Правда, иные родители зверствовали излишне и погибельно. На нашей окраине, где жили по преимуществу люди рабочие, грубые, у одной девочки, лет 14–15, стал увеличиваться живот. Отец ее избил до бесчувствия под причитания матери. Соседи ее отняли. Отвезли в больницу избитую без памяти, и оказалось, что у нее просто киста. Сделали операцию, а отец покушался на самоубийство — вынули из петли.
Ужасом опахивали мое детское сердчишко подобные истории. И только в зрелом возрасте я примирилась с понятием «порка» и считаю порою и необходимой.
1. Познание мира
Однако детские впечатления мои ограничены не только наказаниями. Помню я себя с очень раннего времени. За пределами памяти только возраст грудной — с нянькой Матвеевной из местных мещанок. Ее уволили быстро, обнаружив, что она кормит меня «жвачкой» из своего рта. Я увидела няньку уже лет 25-и, приехав в гости к матери. Дряхлая, дряхлая старуха расплакалась и поцеловала меня в плечико. После изгнания няньки меня воспитывали сами родители с помощью бабушек, бесчисленных теть и дядь. Даже первые уроки французского получала я от отца и тетки.
Мне со взрослыми скучно было, я просила у мамы братика. По рассказам мамы, меня нашли в глубоком яйцеобразном фонарике, который висел у нас в спальне, на цепочках. «Он закачался, закачался, мы посмотрели, а там малюсенькая девочка — ты». Обычно же детей «находили» в капусте, на огородах. Пойдем мы с мамой за молоком к соседке, я тотчас бегу к капустным грядкам, пристально вглядываюсь под раскинувшие листья кочаны: а вдруг сама найду себе братика!
От одиночества развивалась ранняя склонность к размышлениям: любимая игра была — взять игрушки, среди которых самой близкой был мой «ровесник» плюшевый золотистый Мишка, обложиться на опрокинутом стуле подушками и, сидя часами, думать, думать, смешивая реальное со сказочным, фантазировать, фантазировать без удержу. Называлась игра «ехать в Анапу», куда меня, рахитичную, возили каждое лето.

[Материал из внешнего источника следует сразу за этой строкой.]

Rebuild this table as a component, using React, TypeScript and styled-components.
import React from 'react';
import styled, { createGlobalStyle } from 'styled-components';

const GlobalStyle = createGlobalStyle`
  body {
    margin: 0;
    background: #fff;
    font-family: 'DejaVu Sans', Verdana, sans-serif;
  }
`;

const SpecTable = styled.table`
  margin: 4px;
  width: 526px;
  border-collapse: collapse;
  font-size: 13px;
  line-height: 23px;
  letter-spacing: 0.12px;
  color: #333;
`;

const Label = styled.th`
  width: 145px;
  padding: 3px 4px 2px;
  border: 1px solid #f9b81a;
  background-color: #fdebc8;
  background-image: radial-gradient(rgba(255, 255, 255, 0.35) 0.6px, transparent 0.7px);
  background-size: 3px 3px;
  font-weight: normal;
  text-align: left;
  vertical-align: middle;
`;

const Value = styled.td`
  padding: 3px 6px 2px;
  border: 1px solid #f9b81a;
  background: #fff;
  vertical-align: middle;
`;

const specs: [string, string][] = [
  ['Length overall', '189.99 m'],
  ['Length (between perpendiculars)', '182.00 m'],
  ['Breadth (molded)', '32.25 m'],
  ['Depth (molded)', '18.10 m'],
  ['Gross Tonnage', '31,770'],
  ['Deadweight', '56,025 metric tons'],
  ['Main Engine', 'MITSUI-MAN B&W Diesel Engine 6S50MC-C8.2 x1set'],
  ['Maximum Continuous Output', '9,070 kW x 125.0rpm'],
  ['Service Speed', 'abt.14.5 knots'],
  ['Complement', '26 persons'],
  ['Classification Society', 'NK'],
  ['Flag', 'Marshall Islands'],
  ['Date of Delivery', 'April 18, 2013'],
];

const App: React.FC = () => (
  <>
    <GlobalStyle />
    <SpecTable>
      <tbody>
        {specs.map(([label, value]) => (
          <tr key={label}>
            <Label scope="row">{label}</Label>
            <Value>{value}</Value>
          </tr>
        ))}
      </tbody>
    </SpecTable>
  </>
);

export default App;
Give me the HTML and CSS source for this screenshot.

Мне могло быть не больше трех, когда я начала постигать время. В снегопад — помню зрительно атмосферу того дня, будто вчера случилось — пришел папа и заявил, что до обеда мне следует погулять полчаса. Пока одевают, я раздумываю: сколько же это — полчаса, долго или мало гулять. Бегаю под падающим снегом, ловлю ладошками снежные бабочки и слежу за временем, надо же установить, сколько это — полчаса… Причем, ясно помню, что в этот миг осознаю и вижу себя будто со стороны: вот хорошая послушная девочка — за это, собственно, и получила прогулку под снегопадом — бегает по двору и картинно ловит снежинки, как в книжках.
В памяти живы и пространственные постижения: море, увиденное впервые, показалось синей высокой стеною, вдоль которой мы едем. Неумение осознавать перспективу и в том, что, когда мы смотрим с высоты на дно глубокого оврага — Холодного родника, люди и согнанные на водопой коровы кажутся крохотными, игрушечными, и я уверена, что они именно такие, а когда спускаемся, недоумеваю, куда же они девались?

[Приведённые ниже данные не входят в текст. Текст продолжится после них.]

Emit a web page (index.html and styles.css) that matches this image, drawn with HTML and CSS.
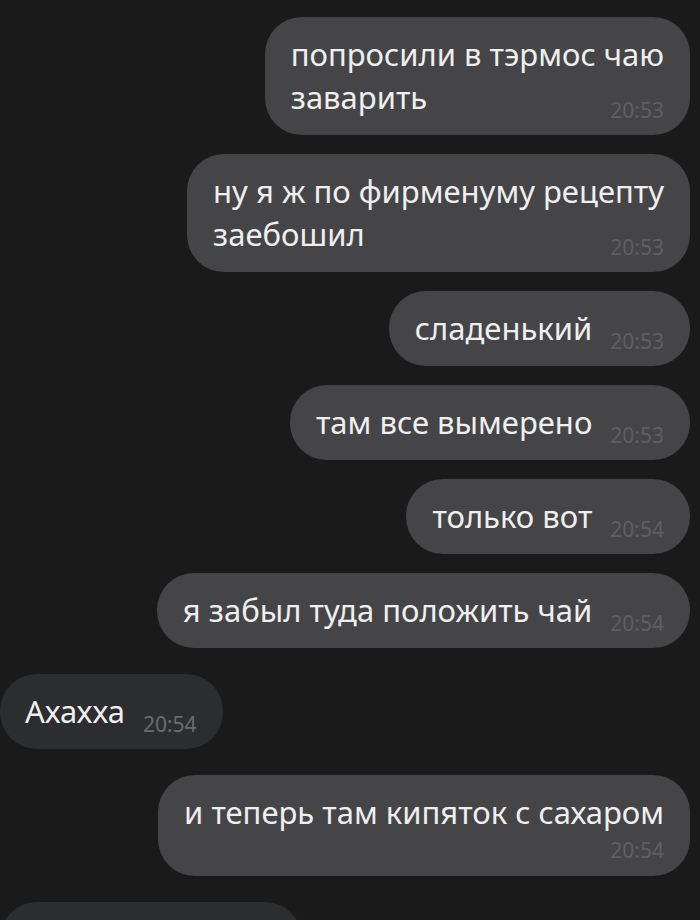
FILE: index.html
```html
<!DOCTYPE html>
<html>
<head>
    <meta charset="utf-8">
    <title>Chat</title>
    <link rel="stylesheet" href="styles.css">
</head>
<body>
    <div class="chat">
        <div class="row out">
            <div class="bubble">попросили в тэрмос чаю<br>заварить<span class="time">20:53</span></div>
        </div>
        <div class="row out">
            <div class="bubble">ну я ж по фирменуму рецепту<br>заебошил<span class="time">20:53</span></div>
        </div>
        <div class="row out">
            <div class="bubble">сладенький<span class="time">20:53</span></div>
        </div>
        <div class="row out">
            <div class="bubble">там все вымерено<span class="time">20:53</span></div>
        </div>
        <div class="row out">
            <div class="bubble">только вот<span class="time">20:54</span></div>
        </div>
        <div class="row out">
            <div class="bubble">я забыл туда положить чай<span class="time">20:54</span></div>
        </div>
        <div class="row in new-group">
            <div class="bubble">Ахахха<span class="time">20:54</span></div>
        </div>
        <div class="row out new-group">
            <div class="bubble wrapped">и теперь там кипяток с сахаром<span class="time">20:54</span></div>
        </div>
        <div class="row in new-group">
            <div class="bubble bubble-cut"></div>
        </div>
    </div>
</body>
</html>
```

FILE: styles.css
```css
/* Dark chat screen */
body {
    margin: 0;
    background-color: #1a1a1a;
    font-family: "Noto Sans", "Open Sans", sans-serif;
    color: #efeff0;
    overflow: hidden;
}
.chat {
    display: flex;
    flex-direction: column;
    gap: 19px;
    padding: 17px 10px 0 0;
}
.row {
    display: flex;
}
.row.out {
    justify-content: flex-end;
}
.row.in {
    justify-content: flex-start;
}
.new-group {
    margin-top: 7px;
}
.bubble {
    background-color: #454547;
    border-radius: 37px;
    padding: 16px 26px;
    font-size: 31px;
    line-height: 43px;
    max-width: 500px;
}
.in .bubble {
    background-color: #2c2d2f;
    padding-left: 25px;
}
/* time sits on the last line, pushed to the right */
.time {
    float: right;
    margin: 25px 0 0 18px;
    font-size: 21px;
    line-height: 18px;
    color: #5f5f62;
}
.in .time {
    color: #6b6b6d;
}
.wrapped .time {
    float: none;
    display: block;
    text-align: right;
    margin: 6px 0 0 0;
    line-height: 20px;
}
.bubble-cut {
    width: 251px;
    height: 43px;
}
```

Постигаю «своим умом» саму действительность: есть ли мир вне меня? Закрою глаза и открою мгновенно, проверяя, было ли все виденное, пока меня с ним «не было». Или, подкравшись на цыпочках, внезапно распахну дверь в соседнюю комнату: есть ли она, когда меня в ней нет?
Может быть, последнее размышление было отзвуком услышанных разговоров взрослых о берклианстве. Папа мог вести такие разговоры за шахматами с племянником Г. Лопатина или своим приятелем Скуфати.
Помню хорошо, как вечером в кроватке я «выучивала» правильное произношение звука «Ж». Он был еще досаднее «р», так как входил в мое имя, и детишки смеялись, дразня: «Зеня, Зеня». Заснула я, когда правильно, «как взрослые» произнесла: «Жук, Жук!»
Были, как у всех детей, комичные недоумения. До 17 года, пели у нас революционные песни. Семья матери вообще была и музыкальной, и песенной — мать с юности пела в хорах. Я тянула вместе с родителями: «Голодай, чтоб они пировали, голодай, чтоб в игре биржевой…» Последние слова я понимала так: «чтоб вы Гребер живой…» (был в городе еврей по фамилии Гребер).